When I was seven years old I asked my mom for some oil paints. I can't remember what inspired me to ask her, but she bought them. I set up an easel and made my first few paintings – an abstraction, a landscape, and still-life painting of things I found around the house. 

Where did you grow up? 

Little Rock, Arkansas. Just over eight years ago, I moved to the Bay Area for graduate school at the San Francisco Art Institute and stayed ever since. 

Have you always been an artist? Have you lead any other career path? 

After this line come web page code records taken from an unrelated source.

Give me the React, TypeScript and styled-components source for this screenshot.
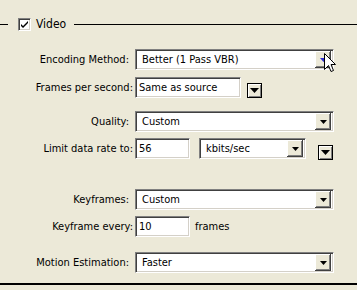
import React from "react";
import styled, { createGlobalStyle } from "styled-components";

const Global = createGlobalStyle`
  html, body { margin: 0; padding: 0; background: #ECE9D8; }
`;

const Panel = styled.div`
  position: relative;
  width: 357px;
  height: 290px;
  background: #ECE9D8;
  overflow: hidden;
  display: flex;
  flex-direction: column;
  font-family: "Liberation Sans Narrow", "DejaVu Sans Condensed", "Liberation Sans", Arial, sans-serif;
  font-size: 11px;
  color: #000;
`;

const Header = styled.div`
  display: flex;
  align-items: center;
  height: 13px;
  margin-top: 18px;
`;

const Rule = styled.div<{ $w?: number }>`
  height: 1px;
  background: #000;
  ${(p) => (p.$w ? `width:${p.$w}px;` : `flex: 1;`)}
`;

const CheckBox = styled.div`
  box-sizing: border-box;
  width: 13px;
  height: 13px;
  margin-left: 10px;
  background: #fff;
  border: 1px solid;
  border-color: #808080 #fff #fff #808080;
  box-shadow: inset 1px 1px #404040, inset -1px -1px #D4D0C8;
  display: flex;
  align-items: center;
  justify-content: center;
`;

const HeaderLabel = styled.span`
  margin-left: 5px;
  margin-right: 8px;
  line-height: 13px;
  font-size: 12px;
`;

const Form = styled.div`
  display: flex;
  flex-direction: column;
`;

const Row = styled.div<{ $top: number }>`
  display: grid;
  grid-template-columns: 135px auto;
  align-items: center;
  margin-top: ${(p) => p.$top}px;
  height: 21px;
`;

const Label = styled.label<{ $tight?: boolean }>`
  text-align: right;
  white-space: nowrap;
  padding-right: ${(p) => (p.$tight ? 2 : 6)}px;
  line-height: 21px;
`;

const Controls = styled.div`
  display: flex;
  align-items: flex-end;
  height: 21px;
`;

const sunken = `
  box-sizing: border-box;
  background: #fff;
  border: 1px solid;
  border-color: #808080 #fff #fff #808080;
  box-shadow: inset 1px 1px #404040, inset -1px -1px #D4D0C8;
`;

const Combo = styled.div<{ $w: number; $ml?: number }>`
  ${sunken}
  width: ${(p) => p.$w}px;
  height: 21px;
  margin-left: ${(p) => p.$ml ?? 0}px;
  display: flex;
  align-items: center;
  padding: 2px;
`;

const ComboText = styled.span`
  flex: 1;
  padding-left: 4px;
  white-space: nowrap;
  overflow: hidden;
`;

const ComboButton = styled.div`
  box-sizing: border-box;
  width: 16px;
  height: 17px;
  background: #ECE9D8;
  box-shadow: inset -1px -1px #404040, inset 1px 1px #fff, inset -2px -2px #808080;
  display: flex;
  align-items: center;
  justify-content: center;
`;

const TextBox = styled.div<{ $w: number }>`
  ${sunken}
  width: ${(p) => p.$w}px;
  height: 21px;
  display: flex;
  align-items: center;
  padding-left: 3px;
  white-space: nowrap;
`;

const LooseButton = styled.div<{ $ml: number; $mb?: number }>`
  box-sizing: border-box;
  width: 15px;
  height: 15px;
  margin-left: ${(p) => p.$ml}px;
  margin-bottom: ${(p) => p.$mb ?? 0}px;
  background: #ECE9D8;
  border: 1px solid #000;
  box-shadow: inset 1px 1px #fff, inset -1px -1px #808080;
  display: flex;
  align-items: center;
  justify-content: center;
`;

const Suffix = styled.span`
  margin-left: 5px;
  align-self: center;
`;

const BottomRule = styled.div`
  position: absolute;
  left: 0;
  right: 0;
  top: 283px;
  height: 2px;
  background: #000;
`;

const Cursor = styled.svg`
  position: absolute;
  left: 324px;
  top: 53px;
`;

const Arrow = ({ color = "#000", w = 7 }: { color?: string; w?: number }) => (
  <svg width={w} height={Math.ceil(w / 2)} viewBox={`0 0 ${w} ${Math.ceil(w / 2)}`}>
    <polygon points={`0,0 ${w},0 ${w / 2},${Math.ceil(w / 2)}`} fill={color} />
  </svg>
);

const Select = ({ w, ml, text, arrow }: { w: number; ml?: number; text: string; arrow?: string }) => (
  <Combo $w={w} $ml={ml}>
    <ComboText>{text}</ComboText>
    <ComboButton>
      <Arrow color={arrow} />
    </ComboButton>
  </Combo>
);

export default function App() {
  return (
    <Panel>
      <Global />
      <Header>
        <Rule $w={8} />
        <CheckBox>
          <svg width="9" height="9" viewBox="0 0 9 9">
            <path d="M1 4 L3 6 L8 1 L8 3 L3 8 L1 6 Z" fill="#000" />
          </svg>
        </CheckBox>
        <HeaderLabel>Video</HeaderLabel>
        <Rule />
      </Header>
      <Form>
        <Row $top={18}>
          <Label>Encoding Method:</Label>
          <Controls>
            <Select w={199} text="Better (1 Pass VBR)" arrow="#3030d0" />
          </Controls>
        </Row>
        <Row $top={7}>
          <Label $tight>Frames per second:</Label>
          <Controls>
            <TextBox $w={106}>Same as source</TextBox>
            <LooseButton $ml={6}>
              <Arrow w={9} />
            </LooseButton>
          </Controls>
        </Row>
        <Row $top={13}>
          <Label>Quality:</Label>
          <Controls>
            <Select w={199} text="Custom" />
          </Controls>
        </Row>
        <Row $top={6}>
          <Label $tight>Limit data rate to:</Label>
          <Controls>
            <TextBox $w={55}>56</TextBox>
            <Select w={107} ml={9} text="kbits/sec" />
            <LooseButton $ml={12} $mb={-1}>
              <Arrow w={9} />
            </LooseButton>
          </Controls>
        </Row>
        <Row $top={30}>
          <Label>Keyframes:</Label>
          <Controls>
            <Select w={199} text="Custom" />
          </Controls>
        </Row>
        <Row $top={6}>
          <Label $tight>Keyframe every:</Label>
          <Controls>
            <TextBox $w={55}>10</TextBox>
            <Suffix>frames</Suffix>
          </Controls>
        </Row>
        <Row $top={15}>
          <Label>Motion Estimation:</Label>
          <Controls>
            <Select w={199} text="Faster" />
          </Controls>
        </Row>
      </Form>
      <BottomRule />
      <Cursor width="12" height="20" viewBox="0 0 12 20">
        <path
          d="M0.5 0.5 L0.5 16.5 L4.5 12.5 L7 18.5 L9.5 17.5 L7 11.5 L11.5 11.5 Z"
          fill="#fff"
          stroke="#000"
          strokeWidth="1"
        />
      </Cursor>
    </Panel>
  );
}
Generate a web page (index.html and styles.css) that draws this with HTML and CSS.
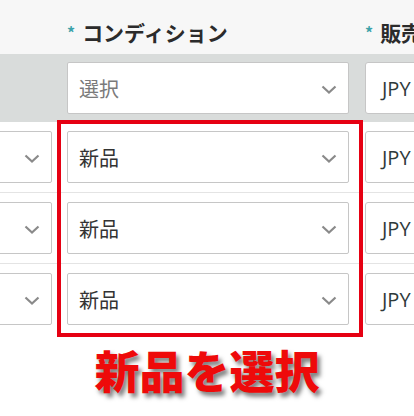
FILE: index.html
```html
<!DOCTYPE html>
<html lang="ja">
<head>
<meta charset="utf-8">
<link rel="stylesheet" href="styles.css">
</head>
<body>
<div class="page">
  <div class="table">
    <div class="row head">
      <div class="cell"></div>
      <div class="cell label"><span class="req">*</span>コンディション</div>
      <div class="cell label c2"><span class="req">*</span>販売</div>
    </div>
    <div class="row band">
      <div class="cell"></div>
      <div class="cell"><div class="select"><span class="ph">選択</span><svg class="chev" viewBox="0 0 16 9"><path d="M1.5 1.5 L8 7.5 L14.5 1.5"/></svg></div></div>
      <div class="cell c2"><div class="select jpy">JPY</div></div>
    </div>
    <div class="row data">
      <div class="cell"><div class="select"><span></span><svg class="chev" viewBox="0 0 16 9"><path d="M1.5 1.5 L8 7.5 L14.5 1.5"/></svg></div></div>
      <div class="cell"><div class="select"><span>新品</span><svg class="chev" viewBox="0 0 16 9"><path d="M1.5 1.5 L8 7.5 L14.5 1.5"/></svg></div></div>
      <div class="cell c2"><div class="select jpy">JPY</div></div>
    </div>
    <div class="row data">
      <div class="cell"><div class="select"><span></span><svg class="chev" viewBox="0 0 16 9"><path d="M1.5 1.5 L8 7.5 L14.5 1.5"/></svg></div></div>
      <div class="cell"><div class="select"><span>新品</span><svg class="chev" viewBox="0 0 16 9"><path d="M1.5 1.5 L8 7.5 L14.5 1.5"/></svg></div></div>
      <div class="cell c2"><div class="select jpy">JPY</div></div>
    </div>
    <div class="row data last">
      <div class="cell"><div class="select"><span></span><svg class="chev" viewBox="0 0 16 9"><path d="M1.5 1.5 L8 7.5 L14.5 1.5"/></svg></div></div>
      <div class="cell"><div class="select"><span>新品</span><svg class="chev" viewBox="0 0 16 9"><path d="M1.5 1.5 L8 7.5 L14.5 1.5"/></svg></div></div>
      <div class="cell c2"><div class="select jpy">JPY</div></div>
    </div>
  </div>
  <div class="highlight"></div>
  <div class="caption">新品を選択</div>
</div>
</body>
</html>
```
FILE: styles.css
```css
html, body {
  margin: 0;
  padding: 0;
  background: #ffffff;
}
body {
  width: 414px;
  height: 416px;
  overflow: hidden;
  font-family: "Noto Sans CJK JP", "Open Sans", sans-serif;
  color: #333;
}
.page {
  position: relative;
  width: 414px;
  height: 416px;
  overflow: hidden;
}
.table {
  margin-left: -68px;
  width: 560px;
}
.row {
  display: grid;
  grid-template-columns: 120px 282px 120px;
  column-gap: 15px;
}
.c2 {
  margin-left: 1px;
}
.head {
  height: 54px;
  background: #f7f7f7;
  align-items: start;
}
.label {
  padding-top: 19px;
  font-size: 21px;
  line-height: 26px;
  font-weight: 700;
  color: #2b2b2b;
  white-space: nowrap;
}
.req {
  color: #3ea3aa;
  font-size: 16px;
  font-weight: 700;
  margin-right: 7px;
  vertical-align: 2px;
}
.band {
  background: #d9dcdb;
  padding: 8px 0;
}
.data {
  padding: 9px 0;
  border-bottom: 1px solid #e4e4e4;
}
.data.last {
  border-bottom: none;
}
.select {
  box-sizing: border-box;
  height: 52px;
  background: #fff;
  border: 1px solid #c6c6c6;
  border-radius: 2px;
  display: flex;
  align-items: center;
  justify-content: space-between;
  padding: 0 11px 0 11px;
  font-size: 20px;
  color: #333;
}
.select .ph {
  color: #7a7a7a;
}
.chev {
  width: 16px;
  height: 9px;
  margin-top: 3px;
  fill: none;
  stroke: #8a8a8a;
  stroke-width: 2.2;
}
.jpy {
  border-radius: 3px;
  padding-left: 16px;
  font-family: "Open Sans", sans-serif;
  font-size: 20px;
  color: #2f3a3a;
}
.highlight {
  position: absolute;
  left: 57px;
  top: 120px;
  width: 306px;
  height: 217px;
  box-sizing: border-box;
  border: 4px solid #e60012;
}
.caption {
  text-align: center;
  padding-top: 11px;
  font-size: 45px;
  line-height: 50px;
  font-weight: 900;
  color: #ee0a0a;
  -webkit-text-stroke: 4px #fff;
  paint-order: stroke fill;
  text-shadow: 3px 4px 4px rgba(0, 0, 0, 0.5);
}
```
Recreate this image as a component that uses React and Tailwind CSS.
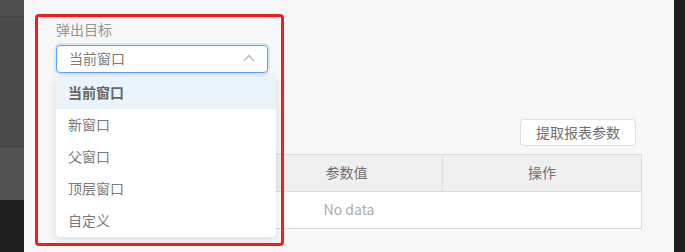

When I went to college I didn't know what I wanted to major in. I was undecided for the first few years, just taking the required courses. I even took an aptitude test and remember wanting the results to say I should be an artist, which is probably why my main take away was scoring high on finger dexterity. During my second summer home from college, my mom gifted me with an art lesson from a local painter, Barry Thomas. He ended up taking me as an apprentice, letting me paint with him that summer at his studio that overlooking a pond out in the beautiful countryside. It was dreamy. He was a cowboy, and taught me how to "sling plaint." Sometimes we would ride on his four-wheeler to find a spot to paint the landscape and horses. He was the first artist I knew, and that was when I realized I can be an artist. That summer was very important. I learned the discipline of a painting practice. He would make me paint five still-lifes or plein-air paintings a day on cardboard or wood scraps to train my hand and eyes. He taught me to be liberal squeezing out paint on my palette, and the importance of a library. These lessons I still value today, and that was when I knew I wanted to be an artist. I haven't really had any other career path, but have worked lots of odd jobs, such as cheesemonger, face painter, cook, carpenter, babysitter, and personal assistant.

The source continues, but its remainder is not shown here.